**Your instructions**
Retype the data that follows line by line, exactly, and leave its pictures out.

**Provided data**
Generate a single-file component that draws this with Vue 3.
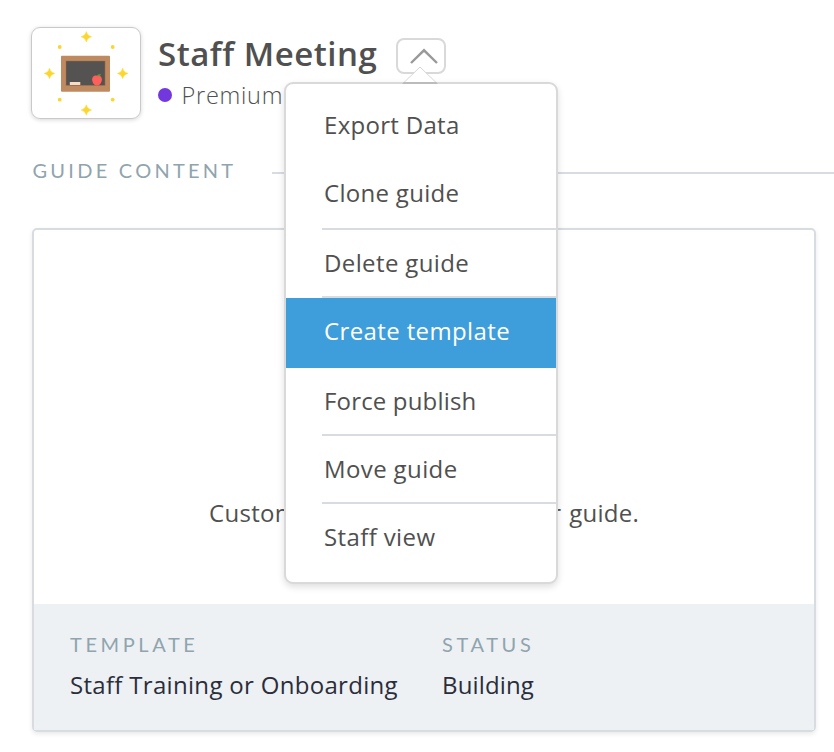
<template>
  <div class="page">
    <header class="header">
      <div class="thumb">
        <svg viewBox="32 28 108 90" width="108" height="90">
          <path
            v-for="(star, index) in stars"
            :key="index"
            :transform="`translate(${star[0]} ${star[1]})`"
            d="M0 -5.2Q0.9 -0.9 5.2 0Q0.9 0.9 0 5.2Q-0.9 0.9 -5.2 0Q-0.9 -0.9 0 -5.2Z"
            fill="#fbd62c"
            stroke="#fbd62c"
            stroke-width="0.5"
          />
          <circle v-for="(dot, index) in dots" :key="'d' + index" :cx="dot[0]" :cy="dot[1]" r="1.9" fill="#fbd62c" />
          <rect x="61" y="55.7" width="49" height="36.1" rx="1" fill="#c08a60" />
          <rect x="65.7" y="60.7" width="39.8" height="25" fill="#a9744f" />
          <rect x="66.2" y="61.2" width="38.6" height="24" fill="#545351" />
          <rect x="69.8" y="82" width="10.5" height="3" rx="0.5" fill="#f7dcc8" />
          <path d="M97 75.8C99.5 74.8 102 76.6 101.9 79.6C101.7 82.8 99.8 85.6 97 85.6C94.2 85.6 92.3 82.8 92.1 79.6C92 76.6 94.5 74.8 97 75.8Z" fill="#ff5f5c" />
          <path d="M97 76.2Q97 74.2 101 74.1Q100.6 77 97 76.2Z" fill="#5f9b2f" />
        </svg>
      </div>
      <div class="heading">
        <div class="title-row">
          <h1 class="title">Staff Meeting</h1>
          <div class="dropdown">
            <button class="toggle" type="button">
              <svg viewBox="0 0 46 32" width="46" height="32">
                <path d="M13 23L26 10.3L39 23" fill="none" stroke="#999" stroke-width="2.4" />
              </svg>
            </button>
            <ul class="menu">
              <svg class="caret" viewBox="0 0 36 18" width="36" height="18">
                <path d="M1 18L18 1L35 18Z" fill="#fff" />
                <path d="M1 17.4L18 1L35 17.4" fill="none" stroke="#d6d6d6" stroke-width="1" />
                <path d="M1.6 16H34.4L36 18H0Z" fill="#bcbcbc" />
              </svg>
              <li
                v-for="item in items"
                :key="item.label"
                class="item"
                :class="{ item_active: item.active, item_line: item.line, item_tall: item.tall }"
              >
                <span :class="item.name">{{ item.label }}</span>
              </li>
            </ul>
          </div>
        </div>
        <div class="plan"><i class="plan-dot"></i><span>Premium</span></div>
      </div>
    </header>

    <div class="section">
      <h2 class="label section-label">GUIDE CONTENT</h2>
      <span class="rule"></span>
    </div>

    <section class="card">
      <div class="card-body">
        <p class="message">Customize the content of your guide.</p>
      </div>
      <footer class="card-footer">
        <div class="meta">
          <div class="label">TEMPLATE</div>
          <div class="value">Staff Training or Onboarding</div>
        </div>
        <div class="meta">
          <div class="label">STATUS</div>
          <div class="value value_status">Building</div>
        </div>
      </footer>
    </section>
  </div>
</template>

<script setup>
const items = [
  { label: 'Export Data', name: 'export' },
  { label: 'Clone guide', name: 'clone', line: true, tall: true },
  { label: 'Delete guide', name: 'delete', line: true },
  { label: 'Create template', name: 'create', active: true, tall: true },
  { label: 'Force publish', name: 'force', line: true },
  { label: 'Move guide', name: 'move', line: true },
  { label: 'Staff view', name: 'staff' }
]

const stars = [[86.3, 36.8], [49.5, 73.4], [122.7, 73.4], [86.3, 110]]
const dots = [[59.7, 47], [112.7, 47], [59.7, 99.7], [112.7, 99.7]]
</script>

<style>
body {
  background: #fff;
}
</style>

<style scoped>
.page {
  box-sizing: border-box;
  width: 834px;
  height: 752px;
  padding: 27px 0 0 31px;
  overflow: hidden;
  font-family: "Open Sans", "Noto Sans", sans-serif;
  color: #505050;
  white-space: nowrap;
}

h1,
h2,
p,
ul {
  margin: 0;
  padding: 0;
}

.header {
  display: flex;
  height: 92px;
}

.thumb {
  box-sizing: border-box;
  width: 110px;
  height: 92px;
  border: 1px solid #c9c9c9;
  border-radius: 9px;
  box-shadow: 0 1px 4px rgba(0, 0, 0, 0.16);
}

.thumb svg,
.toggle svg {
  display: block;
}

.heading {
  margin-left: 17px;
}

.title-row {
  display: flex;
  height: 54px;
}

.title {
  width: 238px;
  font-size: 33px;
  line-height: 53px;
  font-weight: 600;
  letter-spacing: 0.5px;
}

.dropdown {
  position: relative;
  width: 50px;
  height: 36px;
  margin-top: 11px;
}

.toggle {
  box-sizing: border-box;
  display: block;
  width: 50px;
  height: 36px;
  padding: 0;
  border: 2px solid #d9d9d9;
  border-radius: 8px;
  background: #fff;
}

.menu {
  position: absolute;
  z-index: 2;
  top: 44px;
  left: -112px;
  box-sizing: border-box;
  width: 274px;
  height: 502px;
  padding-top: 8px;
  border: 2px solid #d9d9d9;
  border-radius: 9px;
  background: #fff;
  box-shadow: 0 3px 7px rgba(0, 0, 0, 0.13);
  list-style: none;
}

.caret {
  position: absolute;
  top: -18px;
  left: 116px;
}

.item {
  box-sizing: border-box;
  height: 68px;
  padding-left: 38px;
  font-size: 24px;
  line-height: 66px;
  letter-spacing: 0.3px;
  position: relative;
}

.item_tall {
  height: 70px;
}

.item_line::after {
  content: "";
  position: absolute;
  right: 0;
  bottom: 0;
  left: 36px;
  height: 2px;
  background: #d8dce0;
}

.item_active {
  background: #3e9ddb;
  color: #fff;
}

.delete,
.create,
.staff,
.move {
  letter-spacing: 0.38px;
}

.force {
  letter-spacing: 0.17px;
}

.plan {
  display: flex;
  align-items: center;
  height: 28px;
  font-size: 23.5px;
  font-weight: 300;
  letter-spacing: 0.75px;
}

.plan-dot {
  width: 14px;
  height: 14px;
  margin-right: 9.5px;
  border-radius: 50%;
  background: #7338dd;
}

.label {
  font-family: Lato, sans-serif;
  font-size: 20px;
  font-weight: 400;
  line-height: 24px;
  color: #90a4ae;
  letter-spacing: 3.6px;
}

.section {
  display: flex;
  margin: 39px 0 0 1.5px;
  height: 70px;
}

.section-label {
  width: 239.5px;
  letter-spacing: 3.25px;
}

.rule {
  flex: 1;
  height: 2px;
  margin-top: 14px;
  background: #d8dce0;
}

.card {
  box-sizing: border-box;
  width: 784px;
  height: 504px;
  margin-left: 1px;
  border: 2px solid #d8dce0;
  border-radius: 5px;
  box-shadow: 0 2px 5px rgba(0, 0, 0, 0.09);
}

.card-body {
  height: 374px;
}

.message {
  padding: 266px 0 0 175px;
  font-size: 24px;
  line-height: 34px;
  letter-spacing: 0.3px;
  word-spacing: 1.3px;
}

.card-footer {
  display: grid;
  grid-template-columns: 372px 1fr;
  box-sizing: border-box;
  height: 126px;
  padding: 28px 0 0 36px;
  background: #edf1f4;
}

.value {
  margin-top: 12px;
  font-size: 24px;
  line-height: 34px;
  letter-spacing: 0.31px;
  color: #2b2d3a;
}

.value_status {
  letter-spacing: 0.15px;
}
</style>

**Solution to this exercise**
Generate a single-file component that draws this with Vue 3.
<template>
  <div class="page">
    <header class="header">
      <div class="thumb">
        <svg viewBox="32 28 108 90" width="108" height="90">
          <path
            v-for="(star, index) in stars"
            :key="index"
            :transform="`translate(${star[0]} ${star[1]})`"
            d="M0 -5.2Q0.9 -0.9 5.2 0Q0.9 0.9 0 5.2Q-0.9 0.9 -5.2 0Q-0.9 -0.9 0 -5.2Z"
            fill="#fbd62c"
            stroke="#fbd62c"
            stroke-width="0.5"
          />
          <circle v-for="(dot, index) in dots" :key="'d' + index" :cx="dot[0]" :cy="dot[1]" r="1.9" fill="#fbd62c" />
          <rect x="61" y="55.7" width="49" height="36.1" rx="1" fill="#c08a60" />
          <rect x="65.7" y="60.7" width="39.8" height="25" fill="#a9744f" />
          <rect x="66.2" y="61.2" width="38.6" height="24" fill="#545351" />
          <rect x="69.8" y="82" width="10.5" height="3" rx="0.5" fill="#f7dcc8" />
          <path d="M97 75.8C99.5 74.8 102 76.6 101.9 79.6C101.7 82.8 99.8 85.6 97 85.6C94.2 85.6 92.3 82.8 92.1 79.6C92 76.6 94.5 74.8 97 75.8Z" fill="#ff5f5c" />
          <path d="M97 76.2Q97 74.2 101 74.1Q100.6 77 97 76.2Z" fill="#5f9b2f" />
        </svg>
      </div>
      <div class="heading">
        <div class="title-row">
          <h1 class="title">Staff Meeting</h1>
          <div class="dropdown">
            <button class="toggle" type="button">
              <svg viewBox="0 0 46 32" width="46" height="32">
                <path d="M13 23L26 10.3L39 23" fill="none" stroke="#999" stroke-width="2.4" />
              </svg>
            </button>
            <ul class="menu">
              <svg class="caret" viewBox="0 0 36 18" width="36" height="18">
                <path d="M1 18L18 1L35 18Z" fill="#fff" />
                <path d="M1 17.4L18 1L35 17.4" fill="none" stroke="#d6d6d6" stroke-width="1" />
                <path d="M1.6 16H34.4L36 18H0Z" fill="#bcbcbc" />
              </svg>
              <li
                v-for="item in items"
                :key="item.label"
                class="item"
                :class="{ item_active: item.active, item_line: item.line, item_tall: item.tall }"
              >
                <span :class="item.name">{{ item.label }}</span>
              </li>
            </ul>
          </div>
        </div>
        <div class="plan"><i class="plan-dot"></i><span>Premium</span></div>
      </div>
    </header>

    <div class="section">
      <h2 class="label section-label">GUIDE CONTENT</h2>
      <span class="rule"></span>
    </div>

    <section class="card">
      <div class="card-body">
        <p class="message">Customize the content of your guide.</p>
      </div>
      <footer class="card-footer">
        <div class="meta">
          <div class="label">TEMPLATE</div>
          <div class="value">Staff Training or Onboarding</div>
        </div>
        <div class="meta">
          <div class="label">STATUS</div>
          <div class="value value_status">Building</div>
        </div>
      </footer>
    </section>
  </div>
</template>

<script setup>
const items = [
  { label: 'Export Data', name: 'export' },
  { label: 'Clone guide', name: 'clone', line: true, tall: true },
  { label: 'Delete guide', name: 'delete', line: true },
  { label: 'Create template', name: 'create', active: true, tall: true },
  { label: 'Force publish', name: 'force', line: true },
  { label: 'Move guide', name: 'move', line: true },
  { label: 'Staff view', name: 'staff' }
]

const stars = [[86.3, 36.8], [49.5, 73.4], [122.7, 73.4], [86.3, 110]]
const dots = [[59.7, 47], [112.7, 47], [59.7, 99.7], [112.7, 99.7]]
</script>

<style>
body {
  background: #fff;
}
</style>

<style scoped>
.page {
  box-sizing: border-box;
  width: 834px;
  height: 752px;
  padding: 27px 0 0 31px;
  overflow: hidden;
  font-family: "Open Sans", "Noto Sans", sans-serif;
  color: #505050;
  white-space: nowrap;
}

h1,
h2,
p,
ul {
  margin: 0;
  padding: 0;
}

.header {
  display: flex;
  height: 92px;
}

.thumb {
  box-sizing: border-box;
  width: 110px;
  height: 92px;
  border: 1px solid #c9c9c9;
  border-radius: 9px;
  box-shadow: 0 1px 4px rgba(0, 0, 0, 0.16);
}

.thumb svg,
.toggle svg {
  display: block;
}

.heading {
  margin-left: 17px;
}

.title-row {
  display: flex;
  height: 54px;
}

.title {
  width: 238px;
  font-size: 33px;
  line-height: 53px;
  font-weight: 600;
  letter-spacing: 0.5px;
}

.dropdown {
  position: relative;
  width: 50px;
  height: 36px;
  margin-top: 11px;
}

.toggle {
  box-sizing: border-box;
  display: block;
  width: 50px;
  height: 36px;
  padding: 0;
  border: 2px solid #d9d9d9;
  border-radius: 8px;
  background: #fff;
}

.menu {
  position: absolute;
  z-index: 2;
  top: 44px;
  left: -112px;
  box-sizing: border-box;
  width: 274px;
  height: 502px;
  padding-top: 8px;
  border: 2px solid #d9d9d9;
  border-radius: 9px;
  background: #fff;
  box-shadow: 0 3px 7px rgba(0, 0, 0, 0.13);
  list-style: none;
}

.caret {
  position: absolute;
  top: -18px;
  left: 116px;
}

.item {
  box-sizing: border-box;
  height: 68px;
  padding-left: 38px;
  font-size: 24px;
  line-height: 66px;
  letter-spacing: 0.3px;
  position: relative;
}

.item_tall {
  height: 70px;
}

.item_line::after {
  content: "";
  position: absolute;
  right: 0;
  bottom: 0;
  left: 36px;
  height: 2px;
  background: #d8dce0;
}

.item_active {
  background: #3e9ddb;
  color: #fff;
}

.delete,
.create,
.staff,
.move {
  letter-spacing: 0.38px;
}

.force {
  letter-spacing: 0.17px;
}

.plan {
  display: flex;
  align-items: center;
  height: 28px;
  font-size: 23.5px;
  font-weight: 300;
  letter-spacing: 0.75px;
}

.plan-dot {
  width: 14px;
  height: 14px;
  margin-right: 9.5px;
  border-radius: 50%;
  background: #7338dd;
}

.label {
  font-family: Lato, sans-serif;
  font-size: 20px;
  font-weight: 400;
  line-height: 24px;
  color: #90a4ae;
  letter-spacing: 3.6px;
}

.section {
  display: flex;
  margin: 39px 0 0 1.5px;
  height: 70px;
}

.section-label {
  width: 239.5px;
  letter-spacing: 3.25px;
}

.rule {
  flex: 1;
  height: 2px;
  margin-top: 14px;
  background: #d8dce0;
}

.card {
  box-sizing: border-box;
  width: 784px;
  height: 504px;
  margin-left: 1px;
  border: 2px solid #d8dce0;
  border-radius: 5px;
  box-shadow: 0 2px 5px rgba(0, 0, 0, 0.09);
}

.card-body {
  height: 374px;
}

.message {
  padding: 266px 0 0 175px;
  font-size: 24px;
  line-height: 34px;
  letter-spacing: 0.3px;
  word-spacing: 1.3px;
}

.card-footer {
  display: grid;
  grid-template-columns: 372px 1fr;
  box-sizing: border-box;
  height: 126px;
  padding: 28px 0 0 36px;
  background: #edf1f4;
}

.value {
  margin-top: 12px;
  font-size: 24px;
  line-height: 34px;
  letter-spacing: 0.31px;
  color: #2b2d3a;
}

.value_status {
  letter-spacing: 0.15px;
}
</style>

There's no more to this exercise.